The cost to provide this pension at an annuity rate of say 6.5% would be £408,200.

With a projected investment return of say 7%, to achieve the target cash sum required of £408,200 at retirement date - you would need to invest today £105,487.

£105,487 is, therefore, the cash equivalent transfer value in this very simple example. It is very easy to see how pension benefits can become a huge part of negotiation and a huge thing to lose in any divorce settlement.

As I understand it a pension sharing order helps you to dodge the bullet above (and many just don't have that kind of cash kicking around with 20 years or more to retirement) but the effect of kicking the can down the road can mean an even bigger problem later on.

In a way the Armed Forces Scheme is stuck in the middle of all this. On one hand it could be seen as unfair to limit the actuarial pension growth of the other party just because the Armed Forces Scheme did not/could not grow to the same level. On the other hand it would be unfair to burden the Scheme by protecting your part of the pot whilst using actuarial protection to increase the pension pot of the ex-partner. In effect your pension would be worth (ie cost more) after divorce than other members of the pension scheme.

The apparent unfairness of all this is catalysed by the hamfisted efforts to make the AFPS fit with regular pension legislation. The AFCS is not a regular pension scheme and it is deliberately designed for the unique aspects of the Service. This is just another example where arbitrary values and percentages have been used to make the legislation 'fit' with AFCS. Another example of this is the values used for the lifetime allowance - a system introduced to stop the rich placing massive amounts into a pensions to avoid tax - but actually penalises senior officers, doctors, senior nurses etc when they are promoted.

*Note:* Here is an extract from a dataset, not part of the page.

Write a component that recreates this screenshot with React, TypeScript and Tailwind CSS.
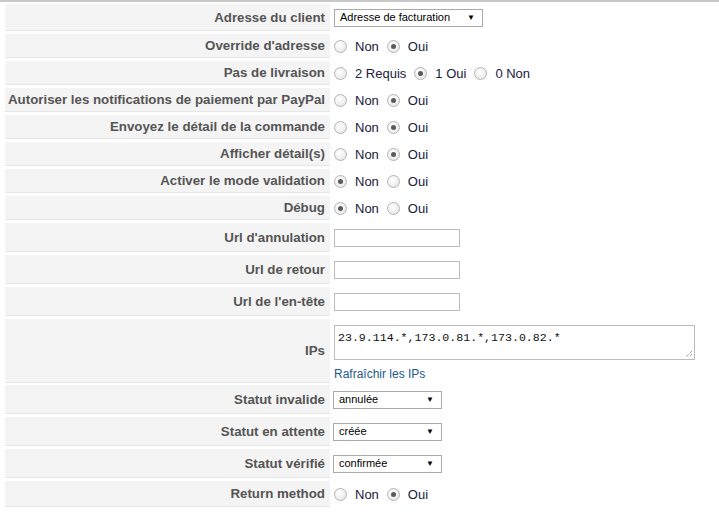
import type { ReactNode } from 'react';

const font = { fontFamily: '"Liberation Sans", Arial, sans-serif' };

function Radio({ checked }: { checked?: boolean }) {
  return (
    <span className="inline-flex h-[13px] w-[13px] shrink-0 items-center justify-center rounded-full border border-[#b4b4b4] bg-[radial-gradient(circle_at_40%_35%,#ffffff,#e2e2e2)]">
      {checked && <span className="h-[5px] w-[5px] rounded-full bg-[#5a5a5a]" />}
    </span>
  );
}

function Radios({ options, value }: { options: string[]; value: number }) {
  return (
    <div className="flex items-center pt-[1px] text-[13px] text-[#20203a]">
      {options.map((o, i) => (
        <span key={o} className="flex items-center pl-[1px] pr-[7px]">
          <Radio checked={i === value} />
          <span className="ml-[8px]">{o}</span>
        </span>
      ))}
    </div>
  );
}

function Select({ value, width }: { value: string; width: string }) {
  return (
    <div
      className={`flex h-[18px] ${width} items-center justify-between border border-[#aaaaaa] bg-white pl-[5px] pr-[7px] text-[11px] text-black`}
    >
      <span>{value}</span>
      <span className="text-[8px]">▼</span>
    </div>
  );
}

function TextInput() {
  return <div className="ml-[1px] h-[18px] w-[126px] border border-[#bdbdbd] bg-white" />;
}

function Row({ label, height, children }: { label: string; height: string; children: ReactNode }) {
  return (
    <div className={`grid grid-cols-[325px_1fr] gap-[3px] ${height}`}>
      <div className="flex items-center justify-end whitespace-nowrap border-b border-[#e6e6e6] bg-[#f4f4f4] pr-[5px] pt-[1px] text-[13.3px] font-bold text-[#555555]">
        {label}
      </div>
      <div className="flex items-center">{children}</div>
    </div>
  );
}

const NO_YES = ['Non', 'Oui'];

export default function App() {
  return (
    <div className="h-[517px] w-[719px] overflow-hidden bg-white" style={font}>
      <div className="h-[2px] bg-[#c8c8c8]" />
      <div className="flex flex-col gap-[3px] pl-[5px] pt-[2px]">
        <Row label="Adresse du client" height="h-[27px]">
          <div className="pl-[1px]">
            <Select value="Adresse de facturation" width="w-[149px]" />
          </div>
        </Row>
        <Row label="Override d'adresse" height="h-[24px]">
          <Radios options={NO_YES} value={1} />
        </Row>
        <Row label="Pas de livraison" height="h-[24px]">
          <Radios options={['2 Requis', '1 Oui', '0 Non']} value={1} />
        </Row>
        <Row label="Autoriser les notifications de paiement par PayPal" height="h-[24px]">
          <Radios options={NO_YES} value={1} />
        </Row>
        <Row label="Envoyez le détail de la commande" height="h-[24px]">
          <Radios options={NO_YES} value={1} />
        </Row>
        <Row label="Afficher détail(s)" height="h-[24px]">
          <Radios options={NO_YES} value={1} />
        </Row>
        <Row label="Activer le mode validation" height="h-[24px]">
          <Radios options={NO_YES} value={0} />
        </Row>
        <Row label="Débug" height="h-[24px]">
          <Radios options={NO_YES} value={0} />
        </Row>
        <Row label="Url d'annulation" height="h-[29px]">
          <TextInput />
        </Row>
        <Row label="Url de retour" height="h-[29px]">
          <TextInput />
        </Row>
        <Row label="Url de l'en-tête" height="h-[29px]">
          <TextInput />
        </Row>
        <Row label="IPs" height="h-[63px]">
          <div className="flex h-full flex-col items-start pl-[1px] pt-[6px]">
            <div className="relative h-[35px] w-[361px] border border-[#bdbdbd] bg-white px-[3px] pt-[5px] text-[11.6px] leading-[14px] text-[#111111] [font-family:'Liberation_Mono',monospace]">
              23.9.114.*,173.0.81.*,173.0.82.*
              <svg className="absolute bottom-[1px] right-[1px]" width="9" height="9" viewBox="0 0 9 9">
                <path d="M8 2 L2 8 M8 5 L5 8" stroke="#777" strokeWidth="1" strokeDasharray="1 1" />
              </svg>
            </div>
            <a className="mt-[5px] text-[12px] text-[#24598a]">Rafraîchir les IPs</a>
          </div>
        </Row>
        <Row label="Statut invalide" height="h-[29px]">
          <Select value="annulée" width="w-[109px]" />
        </Row>
        <Row label="Statut en attente" height="h-[29px]">
          <Select value="créée" width="w-[109px]" />
        </Row>
        <Row label="Statut vérifié" height="h-[29px]">
          <Select value="confirmée" width="w-[109px]" />
        </Row>
        <Row label="Return method" height="h-[26px]">
          <Radios options={NO_YES} value={1} />
        </Row>
      </div>
    </div>
  );
}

I wish you well in your challenge as this is far from 'sharing' when you get nothing; but I fear it will take new legislation to be inacted to allow an Armed Forces pension 'share' to be a set percentage of an intangible benefit in the future, subject to your own career choices or path. The status quo is clearly unfair on you, is cost-neutral for the Scheme, but provides security to your ex-partner at a level that would match that of a civilian scheme.

If you have been poorly or incorrectly advised then you may have legal redress, even if the documentation is correct. Good luck.

Al R
11th Feb 2017, 15:43
Fin,

You refer to your former partner's pension increasing at 5% per annum. I wonder, are you referring to benefits being taken before the normal retirement date of 60 - something which was in the order, but unbeknown to you?

I was involved in a very acrimonious dispute a year or two back, one of the parties had originally suggested a clean break (i.e. they divorce each with their own AFPS pot intact). It was manifestly unfair for a number of background reasons, least of all because the person suggesting it had accrued in excess of thirty three years service, compared to the other person who had accrued six years before surrendering her own career to raise the family (as you had to do then, of course) and support him to lofty heights.

She (the homemaker) argued that as she had surrendered her own military career to raise the family, she too, had earned the right to draw a benefit at aged 55 (as she would have been able to do if she had stayed in). The other party (the career follower) argued that convention dictated that the value of her allocated income (based on a % split) should be assumed to be taken at the more conventional (aged) 60 (even though he had taken benefits at fifty five) and accordingly offered a % split valued for delivery to her at that date.

No one could make the numbers work, mediation was declined by him and we all duly trooped off to court where it was eventually agreed that the split that had been decided was in fact fair, and should in fact be extrapolated to aged 55. This meant that the (e.g.) 35% split which was proposed (and rejected by her) at age 60 was determined instead to be valued at 35%.. but at aged 55. I.e. The same split but in payment for five years longer. It meant that should the homemaker's allocation of the cash equivalent value was subsequently bigger because the AFPS trustee had to assume she would take the income for five years longer. Is this what has happened to you?

It was argued, successfully, that the amount at that age should not be reduced and that both parties should have a value split determined to be aged 55. If the homemaker (the pension credit member) decided not to draw the benefit at aged 55, it would increase by an average of c5%. But the careerist (the pension debit member) would not suffer a decrease in income because he had retired already. The other party (the pension debit member, 'him') argued that his former partner could decide not to draw benefits at aged 55, and instead delay until 60 when the income would have compounded upwards by inflation as well as the annual c5% actuarial increase.

I was retained by the pension credit member so I 'won' for my client and I was delighted to have done so - she deserved absolutely nothing less (I am posting this with her permission) under the much broader circumstances. And if anyone is thinking about retaining the services of a quite well known barrister proclaiming to be a military pension specialist I would delighted to tell you who *not* to use. He/she was absolutely useless, I was stupefied at the lack of detailed insight and her conspiratorial approach to me in the county court car park to negotiate was nothing short of risible.

If you feel that you have had poor advice, then you may have grounds for an appeal. I have to say, I found nearly all of the specialist companies and bodies proclaiming to have knowledge of the workings of a pension sharing order, and AFPS, utterly appalling. Someone nameless, and who have known much, much better, told me to leave well alone as it was 'his pension'.

General tip to anyone - the essence of a good case is to be had in the actuarial report. You have to know what questions to ask - garbage in, garbage out. The other party employed an online joe who wanted me to approve his cut and paste actuarial report. It took two months before he realised that mine and mine alone was the one that was going to be presented for approval and without alteration. It was a three page instruction in the end. But it won my client all that she fairly deserved, despite the hostility from the other party.